Transcribe the lines below verbatim, skipping the images.
━━ SUPPLIED INFORMATION ━━
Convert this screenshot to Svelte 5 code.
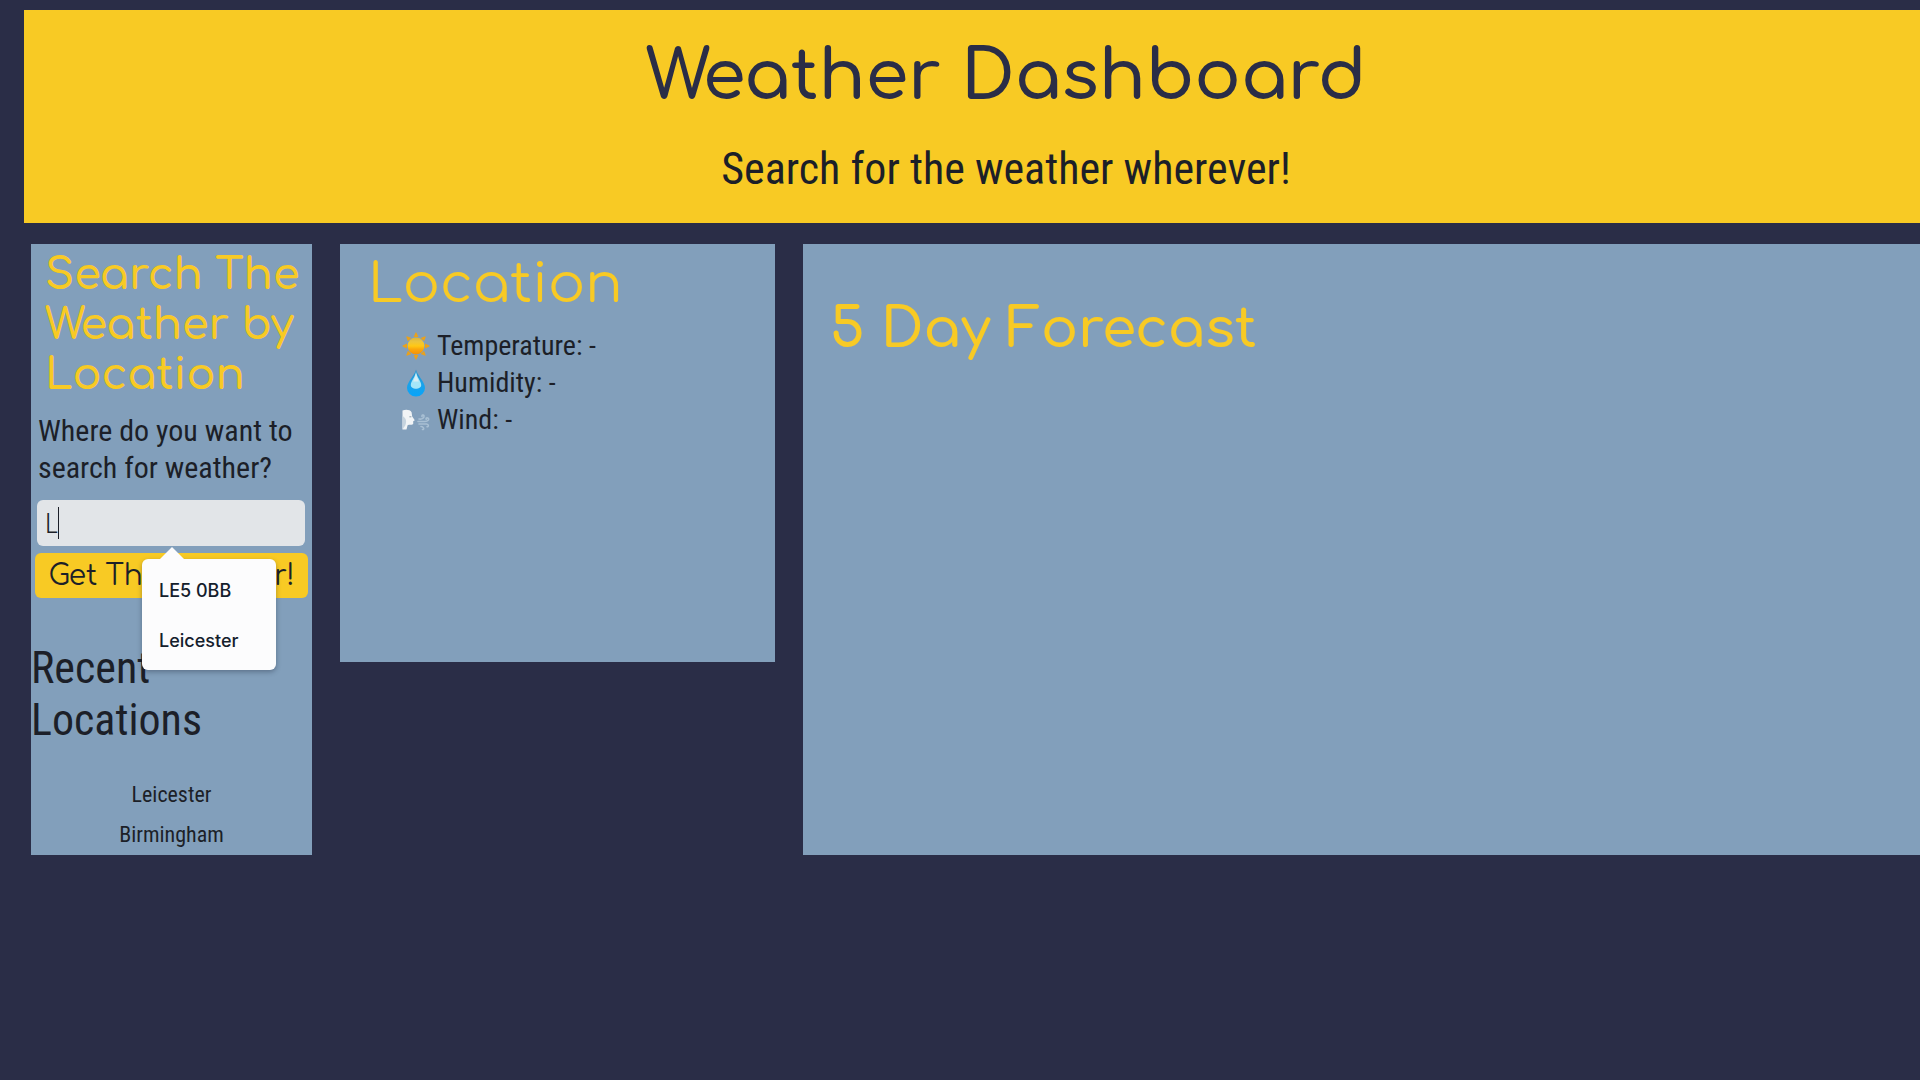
<script lang="ts">
  let query = $state('L');
  const suggestions = ['LE5 0BB', 'Leicester'];
  const recent = ['Leicester', 'Birmingham'];
</script>

<div class="page">
  <header>
    <h1>Weather Dashboard</h1>
    <p>Search for the weather wherever!</p>
  </header>

  <main>
    <section class="card search">
      <h2>Search The Weather by Location</h2>
      <form onsubmit={(e) => e.preventDefault()}>
        <label for="place">Where do you want to search for weather?</label>
        <div class="field">
          <input id="place" type="text" autocomplete="off" bind:value={query} />
          <span class="caret"></span>
          <ul class="suggestions">
            {#each suggestions as item}
              <li><button type="button" onclick={() => (query = item)}>{item}</button></li>
            {/each}
          </ul>
        </div>
        <button class="submit" type="submit">Get The Weather!</button>
      </form>
      <h3>Recent Locations</h3>
      <ul class="recent">
        {#each recent as place}
          <li>{place}</li>
        {/each}
      </ul>
    </section>

    <section class="card location">
      <h2>Location</h2>
      <ul class="readings">
        <li>
          <svg viewBox="0 0 28 28" aria-hidden="true">
            <defs>
              <linearGradient id="sun" x1="0" y1="0" x2="0" y2="1">
                <stop offset="0" stop-color="#dcb53c" />
                <stop offset="0.25" stop-color="#ecc53c" />
                <stop offset="0.5" stop-color="#ffc814" />
                <stop offset="0.7" stop-color="#fba60c" />
                <stop offset="1" stop-color="#f39108" />
              </linearGradient>
            </defs>
            <g fill="#e9a11c">
              {#each [0, 45, 90, 135, 180, 225, 270, 315] as angle}
                <path d="M11.600 5 13.600 0.600H14.400L16.400 5Z" transform="rotate({angle} 14 14)" />
              {/each}
            </g>
            <circle cx="14" cy="14" r="8.4" fill="url(#sun)" />
          </svg>
          <span>Temperature: -</span>
        </li>
        <li>
          <svg viewBox="0 0 28 28" aria-hidden="true">
            <defs>
              <linearGradient id="drop" x1="0" y1="0" x2="0" y2="1">
                <stop offset="0" stop-color="#2a8fc9" />
                <stop offset="0.5" stop-color="#1ba2e8" />
                <stop offset="1" stop-color="#08a4fa" />
              </linearGradient>
            </defs>
            <path d="M14 0.5C14.8 6 23 12.5 23 19A9 8.6 0 0 1 5 19C5 12.5 13.2 6 14 0.5Z" fill="url(#drop)" />
            <path d="M14 2.5C14.6 8 19.2 12 19.2 16C19.2 21 8.8 21 8.8 16C8.8 12 13.4 8 14 2.5Z" fill="#a5e6f8" />
            <path d="M14 4C14.4 8 16.5 10.500 16.8 12.500H11.2C11.500 10.500 13.600 8 14 4Z" fill="#d8eef4" />
          </svg>
          <span>Humidity: -</span>
        </li>
        <li>
          <svg viewBox="0 0 28 28" aria-hidden="true">
            <path d="M0.500 4.500C4 3.200 8 3.600 9.600 6.200L10.200 10.500 12.800 14.200 11.200 15.200V18C10.600 19.200 7 18.200 5.600 19.200L4.500 23.500H0.500Z" fill="#f1f4f6" />
            <path d="M0.500 10C4 12 5 15 3.200 19.500L0.500 23.500Z" fill="#c6d4df" />
            <path d="M7.400 10.800H9.400" stroke="#8d9fad" stroke-width="1" />
            <g fill="none" stroke="#a9c0d4" stroke-width="1.600" stroke-linecap="round">
              <path d="M16 15.500H23C26 15.500 27.500 13.500 26 12.200C25 11.500 23.800 12.200 24.200 13.200" />
              <path d="M17 13C20 13.600 22.500 12 22 9.800C21.500 8.400 19.500 9 20 10.400" />
              <path d="M17 18H24.500C27 18.200 26.800 21 25 20.800" />
              <path d="M19 20.500C21.500 20.500 22.800 23.500 20.500 23.500" />
            </g>
          </svg>
          <span>Wind: -</span>
        </li>
      </ul>
    </section>

    <section class="card forecast">
      <h2>5 Day Forecast</h2>
    </section>
  </main>
</div>

<style>
  :global(body) {
    margin: 0;
    background: #2a2d47;
  }

  .page {
    --display: Comfortaa, Lato, sans-serif;
    --yellow: #f8ca24;
    --ink: #1c1f28;
    box-sizing: border-box;
    min-height: 100vh;
    padding: 10px 0 32px 24px;
    overflow: hidden;
    color: var(--ink);
    font-family: 'Roboto Condensed', Roboto, sans-serif;
  }

  h1, h2, h3, p, ul {
    margin: 0;
    padding: 0;
    font-weight: 400;
  }

  ul {
    list-style: none;
  }

  header {
    padding: 25px 0 29px 68px;
    background: var(--yellow);
    text-align: center;
  }

  h1 {
    color: #2a2d47;
    font: 600 69px/84px var(--display);
  }

  header p {
    margin-top: 26px;
    font-size: 44px;
    line-height: 49px;
  }

  main {
    display: grid;
    grid-template-columns: 281fr 435fr 1117fr;
    gap: 28px;
    margin: 21px 0 0 7px;
  }

  .card {
    background: #829fbb;
  }

  h2 {
    color: var(--yellow);
    font-family: var(--display);
    font-weight: 600;
  }

  .search h2 {
    padding: 6px 0 0 14px;
    font-size: 43px;
    line-height: 50px;
  }

  form {
    display: flex;
    flex-direction: column;
    padding: 12px 4px 0;
  }

  label {
    padding-left: 3px;
    font-size: 30px;
    line-height: 37px;
  }

  .field {
    position: relative;
    margin: 14px 3px 7px 2px;
  }

  input {
    display: block;
    box-sizing: border-box;
    width: 100%;
    height: 46px;
    padding: 0 8px;
    border: 0;
    border-radius: 6px;
    background: #e2e5e8;
    color: var(--ink);
    font: 300 28px 'Roboto Condensed', Roboto, sans-serif;
  }

  .caret {
    position: absolute;
    top: 7px;
    left: 21px;
    width: 1px;
    height: 32px;
    background: var(--ink);
  }

  .submit {
    height: 45px;
    padding: 0;
    border: 0;
    border-radius: 6px;
    background: var(--yellow);
    color: var(--ink);
    font: 400 28px/44px var(--display);
    white-space: nowrap;
  }

  .suggestions {
    position: absolute;
    z-index: 1;
    top: 59px;
    left: 105px;
    width: 134px;
    padding: 7px 0 4px;
    border-radius: 6px;
    background: #fcfcfd;
    box-shadow: 0 2px 5px rgb(20 30 50 / 35%);
  }

  .suggestions::before {
    content: '';
    position: absolute;
    top: -12px;
    left: 18px;
    width: 24px;
    height: 12px;
    background: #fcfcfd;
    clip-path: polygon(50% 0, 100% 100%, 0 100%);
  }

  .suggestions button {
    display: block;
    width: 100%;
    padding: 0 0 0 17px;
    border: 0;
    background: none;
    color: #14202c;
    font: 500 18px/50px Inter, sans-serif;
    text-align: left;
  }

  h3 {
    margin-top: 44px;
    font-size: 44px;
    line-height: 52px;
  }

  .recent {
    margin-top: 29px;
    font-size: 22px;
    line-height: 40px;
    text-align: center;
  }

  .location {
    align-self: start;
    box-sizing: border-box;
    min-height: 418px;
    padding: 11px 28px;
  }

  .location h2 {
    font-size: 55px;
    font-weight: 400;
    line-height: 60px;
  }

  .readings {
    margin: 12px 0 0 34px;
    font-size: 28px;
    line-height: 37px;
  }

  .readings li {
    display: flex;
    align-items: center;
    gap: 7px;
  }

  .readings svg {
    width: 28px;
    height: 28px;
  }

  .forecast {
    padding: 56px 27px;
  }

  .forecast h2 {
    font-size: 55px;
    line-height: 60px;
  }
</style>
━━━
**SOLUTION TO THE EXERCISE**
Convert this screenshot to Svelte 5 code.
<script lang="ts">
  let query = $state('L');
  const suggestions = ['LE5 0BB', 'Leicester'];
  const recent = ['Leicester', 'Birmingham'];
</script>

<div class="page">
  <header>
    <h1>Weather Dashboard</h1>
    <p>Search for the weather wherever!</p>
  </header>

  <main>
    <section class="card search">
      <h2>Search The Weather by Location</h2>
      <form onsubmit={(e) => e.preventDefault()}>
        <label for="place">Where do you want to search for weather?</label>
        <div class="field">
          <input id="place" type="text" autocomplete="off" bind:value={query} />
          <span class="caret"></span>
          <ul class="suggestions">
            {#each suggestions as item}
              <li><button type="button" onclick={() => (query = item)}>{item}</button></li>
            {/each}
          </ul>
        </div>
        <button class="submit" type="submit">Get The Weather!</button>
      </form>
      <h3>Recent Locations</h3>
      <ul class="recent">
        {#each recent as place}
          <li>{place}</li>
        {/each}
      </ul>
    </section>

    <section class="card location">
      <h2>Location</h2>
      <ul class="readings">
        <li>
          <svg viewBox="0 0 28 28" aria-hidden="true">
            <defs>
              <linearGradient id="sun" x1="0" y1="0" x2="0" y2="1">
                <stop offset="0" stop-color="#dcb53c" />
                <stop offset="0.25" stop-color="#ecc53c" />
                <stop offset="0.5" stop-color="#ffc814" />
                <stop offset="0.7" stop-color="#fba60c" />
                <stop offset="1" stop-color="#f39108" />
              </linearGradient>
            </defs>
            <g fill="#e9a11c">
              {#each [0, 45, 90, 135, 180, 225, 270, 315] as angle}
                <path d="M11.600 5 13.600 0.600H14.400L16.400 5Z" transform="rotate({angle} 14 14)" />
              {/each}
            </g>
            <circle cx="14" cy="14" r="8.4" fill="url(#sun)" />
          </svg>
          <span>Temperature: -</span>
        </li>
        <li>
          <svg viewBox="0 0 28 28" aria-hidden="true">
            <defs>
              <linearGradient id="drop" x1="0" y1="0" x2="0" y2="1">
                <stop offset="0" stop-color="#2a8fc9" />
                <stop offset="0.5" stop-color="#1ba2e8" />
                <stop offset="1" stop-color="#08a4fa" />
              </linearGradient>
            </defs>
            <path d="M14 0.5C14.8 6 23 12.5 23 19A9 8.6 0 0 1 5 19C5 12.5 13.2 6 14 0.5Z" fill="url(#drop)" />
            <path d="M14 2.5C14.6 8 19.2 12 19.2 16C19.2 21 8.8 21 8.8 16C8.8 12 13.4 8 14 2.5Z" fill="#a5e6f8" />
            <path d="M14 4C14.4 8 16.5 10.500 16.8 12.500H11.2C11.500 10.500 13.600 8 14 4Z" fill="#d8eef4" />
          </svg>
          <span>Humidity: -</span>
        </li>
        <li>
          <svg viewBox="0 0 28 28" aria-hidden="true">
            <path d="M0.500 4.500C4 3.200 8 3.600 9.600 6.200L10.200 10.500 12.800 14.200 11.200 15.200V18C10.600 19.200 7 18.200 5.600 19.200L4.500 23.500H0.500Z" fill="#f1f4f6" />
            <path d="M0.500 10C4 12 5 15 3.200 19.500L0.500 23.500Z" fill="#c6d4df" />
            <path d="M7.400 10.800H9.400" stroke="#8d9fad" stroke-width="1" />
            <g fill="none" stroke="#a9c0d4" stroke-width="1.600" stroke-linecap="round">
              <path d="M16 15.500H23C26 15.500 27.500 13.500 26 12.200C25 11.500 23.800 12.200 24.200 13.200" />
              <path d="M17 13C20 13.600 22.500 12 22 9.800C21.500 8.400 19.500 9 20 10.400" />
              <path d="M17 18H24.500C27 18.200 26.800 21 25 20.800" />
              <path d="M19 20.500C21.500 20.500 22.800 23.500 20.500 23.500" />
            </g>
          </svg>
          <span>Wind: -</span>
        </li>
      </ul>
    </section>

    <section class="card forecast">
      <h2>5 Day Forecast</h2>
    </section>
  </main>
</div>

<style>
  :global(body) {
    margin: 0;
    background: #2a2d47;
  }

  .page {
    --display: Comfortaa, Lato, sans-serif;
    --yellow: #f8ca24;
    --ink: #1c1f28;
    box-sizing: border-box;
    min-height: 100vh;
    padding: 10px 0 32px 24px;
    overflow: hidden;
    color: var(--ink);
    font-family: 'Roboto Condensed', Roboto, sans-serif;
  }

  h1, h2, h3, p, ul {
    margin: 0;
    padding: 0;
    font-weight: 400;
  }

  ul {
    list-style: none;
  }

  header {
    padding: 25px 0 29px 68px;
    background: var(--yellow);
    text-align: center;
  }

  h1 {
    color: #2a2d47;
    font: 600 69px/84px var(--display);
  }

  header p {
    margin-top: 26px;
    font-size: 44px;
    line-height: 49px;
  }

  main {
    display: grid;
    grid-template-columns: 281fr 435fr 1117fr;
    gap: 28px;
    margin: 21px 0 0 7px;
  }

  .card {
    background: #829fbb;
  }

  h2 {
    color: var(--yellow);
    font-family: var(--display);
    font-weight: 600;
  }

  .search h2 {
    padding: 6px 0 0 14px;
    font-size: 43px;
    line-height: 50px;
  }

  form {
    display: flex;
    flex-direction: column;
    padding: 12px 4px 0;
  }

  label {
    padding-left: 3px;
    font-size: 30px;
    line-height: 37px;
  }

  .field {
    position: relative;
    margin: 14px 3px 7px 2px;
  }

  input {
    display: block;
    box-sizing: border-box;
    width: 100%;
    height: 46px;
    padding: 0 8px;
    border: 0;
    border-radius: 6px;
    background: #e2e5e8;
    color: var(--ink);
    font: 300 28px 'Roboto Condensed', Roboto, sans-serif;
  }

  .caret {
    position: absolute;
    top: 7px;
    left: 21px;
    width: 1px;
    height: 32px;
    background: var(--ink);
  }

  .submit {
    height: 45px;
    padding: 0;
    border: 0;
    border-radius: 6px;
    background: var(--yellow);
    color: var(--ink);
    font: 400 28px/44px var(--display);
    white-space: nowrap;
  }

  .suggestions {
    position: absolute;
    z-index: 1;
    top: 59px;
    left: 105px;
    width: 134px;
    padding: 7px 0 4px;
    border-radius: 6px;
    background: #fcfcfd;
    box-shadow: 0 2px 5px rgb(20 30 50 / 35%);
  }

  .suggestions::before {
    content: '';
    position: absolute;
    top: -12px;
    left: 18px;
    width: 24px;
    height: 12px;
    background: #fcfcfd;
    clip-path: polygon(50% 0, 100% 100%, 0 100%);
  }

  .suggestions button {
    display: block;
    width: 100%;
    padding: 0 0 0 17px;
    border: 0;
    background: none;
    color: #14202c;
    font: 500 18px/50px Inter, sans-serif;
    text-align: left;
  }

  h3 {
    margin-top: 44px;
    font-size: 44px;
    line-height: 52px;
  }

  .recent {
    margin-top: 29px;
    font-size: 22px;
    line-height: 40px;
    text-align: center;
  }

  .location {
    align-self: start;
    box-sizing: border-box;
    min-height: 418px;
    padding: 11px 28px;
  }

  .location h2 {
    font-size: 55px;
    font-weight: 400;
    line-height: 60px;
  }

  .readings {
    margin: 12px 0 0 34px;
    font-size: 28px;
    line-height: 37px;
  }

  .readings li {
    display: flex;
    align-items: center;
    gap: 7px;
  }

  .readings svg {
    width: 28px;
    height: 28px;
  }

  .forecast {
    padding: 56px 27px;
  }

  .forecast h2 {
    font-size: 55px;
    line-height: 60px;
  }
</style>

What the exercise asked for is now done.